Quentin Tarantino’s Films Ranked, From Least to Most Tarantino

How “Once Upon a Time… in Hollywood” fits in

Most Tarantino Tarantino Movie Django Jackie Brown Kill Bill Once Upon a Time in Hollywood
Photo illustration by Ryan Ward

(Spoiler alert: While this doesn’t spoil any plot points about “Once Upon a Time… in Hollywood,” it does offer an interpretation that might skew how you watch the film, or not. Plot details of other Tarantino movies have been kept to a minimum.)

To try to better understand “Once Upon a Time… in Hollywood,” and where it fits in the Quentin Tarantino film canon, I sat down and ranked his films in order from least to most Tarantino. What do I mean by “most Tarantino”? That’s exactly the question I wanted to answer. I think the answer is, “a film that no one but Tarantino could make.”

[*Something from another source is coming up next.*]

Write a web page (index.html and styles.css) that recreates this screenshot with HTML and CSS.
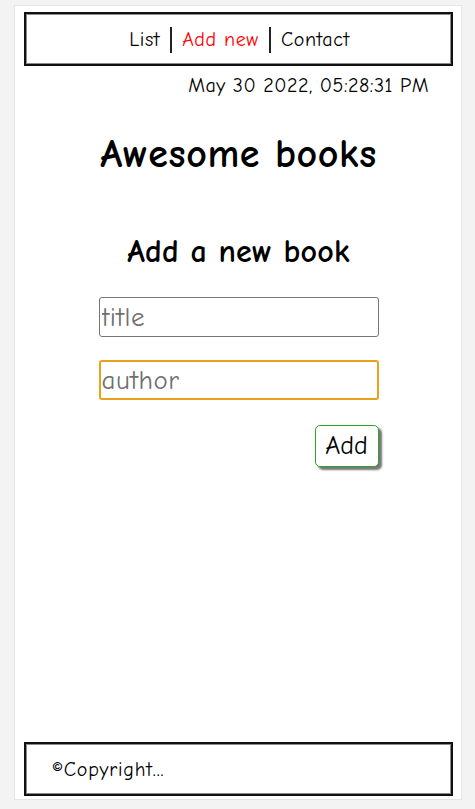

What’s funny about Tarantino films isn’t just what we’re seeing on screen, but the audacity of putting it there. Did that character we love really just get killed? Like that? Is Tarantino really spending this much time on a conversation about the Royale With Cheese? Is he really gripping onto third-rail subjects like violence against women, slavery and the Holocaust?

To me, Tarantino films are more about film itself than anything else. They’re defenses and celebrations of cinema — and by extension, the idea that cinema should be pure, uninfluenced by pearl-clutching or outrage or ideology. His use of horrible events in history, in the service of movies, is a defiant defense of his right to do so. Without spoiling anything, I think “Once Upon a Time… in Hollywood” fits neatly into that notion.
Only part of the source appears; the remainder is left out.